Pourtant, les États Unis détournent les yeux. Depuis 2014, des États ont commencé à voter des lois et des ordres exécutifs contre les boycotts d’Israël ; aujourd’hui, il y a 35 États avec une législation en vigueur. Plutôt que de contester la pratique de longue date de confusion de l’antisémitisme et de la critique d’Israël, un nombre toujours croissant d’États et le gouvernement fédéral ont codifié ou songent à codifier cette confusion en adoptant la définition de travail de l’IHRA. D’après un rapport du Service de Recherche du Congrès sorti en mars de cette année, Israël est le plus grand bénéficiaire cumulé de l’aide étrangère des USA depuis la deuxième Guerre Mondiale, recevant 148 milliards de dollars d’aide bilatérale et de financement de la défense anti-missiles ; presque toute l’aide bilatérale américaine à Israël se fait sous la forme d’assistance militaire. Ce n’est pas polémiquer que d’affirmer que les dollars du contribuable soutiennent le système cruel de domination et le crime contre l’humanité.

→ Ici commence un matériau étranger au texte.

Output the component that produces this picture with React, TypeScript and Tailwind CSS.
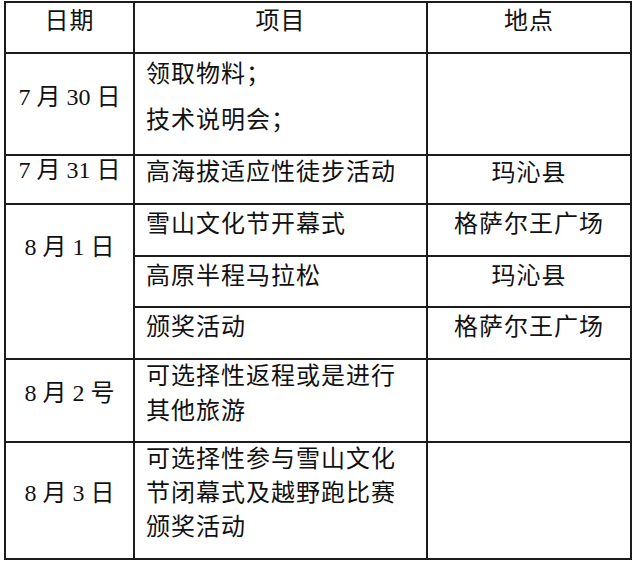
import React from 'react';

const cell = 'border-r-2 border-b-2 border-[#1c1c1c] text-[24px] tracking-[1px] text-[#111]';
const date = "border-r-2 border-b-2 border-[#1c1c1c] text-[24px] text-[#111] text-center leading-[32px] [font-family:'Liberation_Serif','Times_New_Roman','Noto_Sans_CJK_SC',serif]";

const App: React.FC = () => {
  return (
    <div className="w-[640px] h-[565px] bg-white pt-px pl-1">
      <div className="grid grid-cols-[129px_293px_204px] grid-rows-[51px_102px_49px_52px_51px_52px_83px_117px] w-[628px] border-l-2 border-t-2 border-[#1c1c1c] [font-family:'Noto_Sans_CJK_SC',sans-serif]">
        {/* header */}
        <div className={`${cell} text-center leading-[32px]`}>日期</div>
        <div className={`${cell} text-center leading-[32px]`}>项目</div>
        <div className={`${cell} text-center leading-[32px]`}>地点</div>

        {/* 7/30 */}
        <div className={`${date} pt-[27px]`}>7 月 30 日</div>
        <div className={`${cell} pl-[11px] pt-[2px] leading-[32px]`}>
          <p className="mb-[14px]">领取物料；</p>
          <p>技术说明会；</p>
        </div>
        <div className={cell}></div>

        {/* 7/31 */}
        <div className={`${date} !leading-[28px]`}>7 月 31 日</div>
        <div className={`${cell} pl-[11px] leading-[28px]`}>高海拔适应性徒步活动</div>
        <div className={`${cell} text-center leading-[30px]`}>玛沁县</div>

        {/* 8/1 */}
        <div className={`${date} row-span-3 pt-[26px]`}>8 月 1 日</div>
        <div className={`${cell} pl-[11px] pt-px leading-[32px]`}>雪山文化节开幕式</div>
        <div className={`${cell} text-center pt-px leading-[32px]`}>格萨尔王广场</div>
        <div className={`${cell} pl-[11px] pt-px leading-[32px]`}>高原半程马拉松</div>
        <div className={`${cell} text-center pt-px leading-[32px]`}>玛沁县</div>
        <div className={`${cell} pl-[11px] pt-px leading-[32px]`}>颁奖活动</div>
        <div className={`${cell} text-center pt-px leading-[32px]`}>格萨尔王广场</div>

        {/* 8/2 */}
        <div className={`${date} pt-[17px]`}>8 月 2 号</div>
        <div className={`${cell} pl-[11px] leading-[35px]`}>
          <div className="-mt-[4px]">
            可选择性返程或是进行
            <br />
            其他旅游
          </div>
        </div>
        <div className={cell}></div>

        {/* 8/3 */}
        <div className={`${date} pt-[34px]`}>8 月 3 日</div>
        <div className={`${cell} pl-[11px] leading-[34px]`}>
          <div className="-mt-[3px]">
            可选择性参与雪山文化
            <br />
            节闭幕式及越野跑比赛
            <br />
            颁奖活动
          </div>
        </div>
        <div className={cell}></div>
      </div>
    </div>
  );
};

export default App;
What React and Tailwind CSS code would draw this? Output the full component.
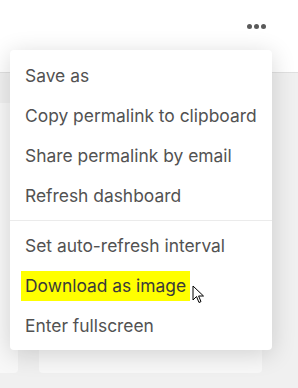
export default function App() {
  const items = [
    "Save as",
    "Copy permalink to clipboard",
    "Share permalink by email",
    "Refresh dashboard",
  ];
  return (
    <div
      className="relative w-[298px] h-[388px] overflow-hidden bg-[#f0f0f0]"
      style={{ fontFamily: "Inter, 'Noto Sans', sans-serif" }}
    >
      {/* header */}
      <div className="h-[73px] bg-white border-b border-[#e0e0e0] flex justify-end items-start pt-[24px] pr-[32px]">
        <div className="flex gap-[2px]">
          <span className="w-[5px] h-[5px] rounded-full bg-[#5a5a5a]" />
          <span className="w-[5px] h-[5px] rounded-full bg-[#5a5a5a]" />
          <span className="w-[5px] h-[5px] rounded-full bg-[#5a5a5a]" />
        </div>
      </div>
      {/* cards */}
      <div className="flex gap-[21px] pt-[30px] ml-[-10px]">
        <div className="w-[28px] h-[270px] rounded-[4px] bg-[#f8f8f8]" />
        <div className="w-[223px] h-[270px] rounded-[4px] bg-[#f8f8f8]" />
      </div>

      {/* menu */}
      <div className="absolute left-[10px] top-[50px] w-[262px] bg-white rounded-[4px] pt-[6px] pb-[4px] shadow-[0_4px_24px_rgba(0,0,0,0.16)] text-[17.4px] text-[#525252]">
        {items.map((t) => (
          <div key={t} className="h-[40px] flex items-center px-[15px]">
            {t}
          </div>
        ))}
        <div className="mt-[4px] mb-[5px] h-px bg-[#ebebeb]" />
        <div className="h-[40px] flex items-center px-[15px]">
          Set auto-refresh interval
        </div>
        <div className="h-[40px] flex items-center px-[11px]">
          <span className="bg-[#ffff00] px-[4px] py-[2px] text-[#3a3a3a]">
            Download as image
          </span>
          <svg
            width="13"
            height="19"
            viewBox="0 0 13 19"
            className="ml-[2px] mt-[16px]"
          >
            <path
              d="M1 1 L1 15 L4.5 11.5 L7 17.5 L9 16.6 L6.6 11 L11.5 11 Z"
              fill="white"
              stroke="black"
              strokeWidth="1"
              strokeLinejoin="round"
            />
          </svg>
        </div>
        <div className="h-[40px] flex items-center px-[15px]">
          Enter fullscreen
        </div>
      </div>
    </div>
  );
}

Ayant siégé à un poste de direction de l’association, je connais en première ligne les défis que représentent la réponse aux différents points de vue de ses membres, l’alignement des décisions avec les valeurs et missions essentielles de l’organisation, dont celle de protéger la liberté académique, la préoccupation de la pérennité de l’association, et le maintien d’une boussole morale en ce qui concerne les questions humaines et politiques en jeu. Je suis également consciente du tort potentiel que peut subir l’association ; certains membres peuvent démissionner, certains donateurs peuvent mettre fin à leurs dons, et certaines réunions annuelles peuvent ne pas se tenir dans des centres publics de congrès dans les États dotés d’une législation anti-boycott sur les contrats de l’état.

Avec tout ceci à l’esprit, le boycott proposé mérite d’être lu attentivement. Il appelle l’AAA à : entreprendre un boycott des institutions académiques israéliennes jusqu’à ce que ces institutions mettent fin à leur complicité dans la violation des droits des Palestiniens comme stipulé dans le droit international ; mettent en place ce boycott selon les procédures de gestion, les statuts et la mission de l’association ; reconnaissent que ce boycott concerne les institutions académiques israéliennes et non les universitaires individuellement, et que les anthropologues qui sont membres de l’AAA sont libres de décider individuellement si et comment ils appliqueront le boycott dans leur propre pratique professionnelle ; et soutiennent les droits de tous les étudiants et professeurs où qu’ils soient à s’engager dans une recherche ou une parole publique sur la Palestine et Israël et dans le soutien au mouvement de boycott, désinvestissement et sanctions (BDS).

Je reconnais que parfois certains principes entrent en contradiction. Si le boycott par AAA fait quelque tort que ce soit à la liberté académique, il faut mettre cela en balance avec les cadavres et les maisons en ruine qui sont le calvaire des Palestiniens. Si des membres démissionnent de l’association et si des donateurs se retirent, ceux qui soutiennent le boycott devraient chacun s’engager à faire adhérer 1 ou 2 membres et à fournir un soutien financier à l’association en plus de leur propre cotisation. On peut affronter d’autres menaces ou torts contre l’Association Américaine d’Anthropologie en prenant sa défense. Si le boycott s’avère inefficace, il faut mettre cela en balance avec la complicité dans la réduction au silence de la condition des Palestiniens sous apartheid, qui les laissent isolés, seuls et invisibles.

Dans mon combat pour prendre une décision, je comprends mon obligation particulière en temps qu’anthropologue à prendre en compte la souffrance des autres. Je comprends aussi que la sûreté et la sécurité ne peuvent advenir que lorsque chaque personne est sauve et en sécurité ; le militarisme, l’occupation et l’apartheid sont contre-productifs face à cet objectif. J’ai conscience des structures de pouvoir qui reproduisent les inégalités et des souffrances sociales qui en résultent, qui conduisent à un sens de la responsabilité d’agir au nom de ceux qui sont déshumanisés, dépossédés et déplacés. J’ai étudié les données et les arguments, et je comprends les risques qui peuvent frapper l’association, à considérer les menaces déjà exprimées et celles qui peuvent advenir. En tant que juive, j’ai considéré les enseignements moraux du livre de prières de ma mère pour m’aider à prendre une décision. Peut-être rien n’est-il plus important ou pertinent que l’impératif de promouvoir « justice, justice », mot écrit deux fois pour « nous apprendre que nous devons pratiquer la justice à tout moment, que ce soit pour notre profit ou pour notre perte, et envers tous les hommes [sic], juifs et non-juifs pareillement ».

Finalement, je voterai pour la résolution de boycotter les institutions académiques israéliennes, seule décision que pourra m’autoriser ma conscience.

Les idées exprimées ici sont celles uniquement de leur auteure et ne représentent pas la position de l’Association Américaine d’anthropologie ou de sa direction.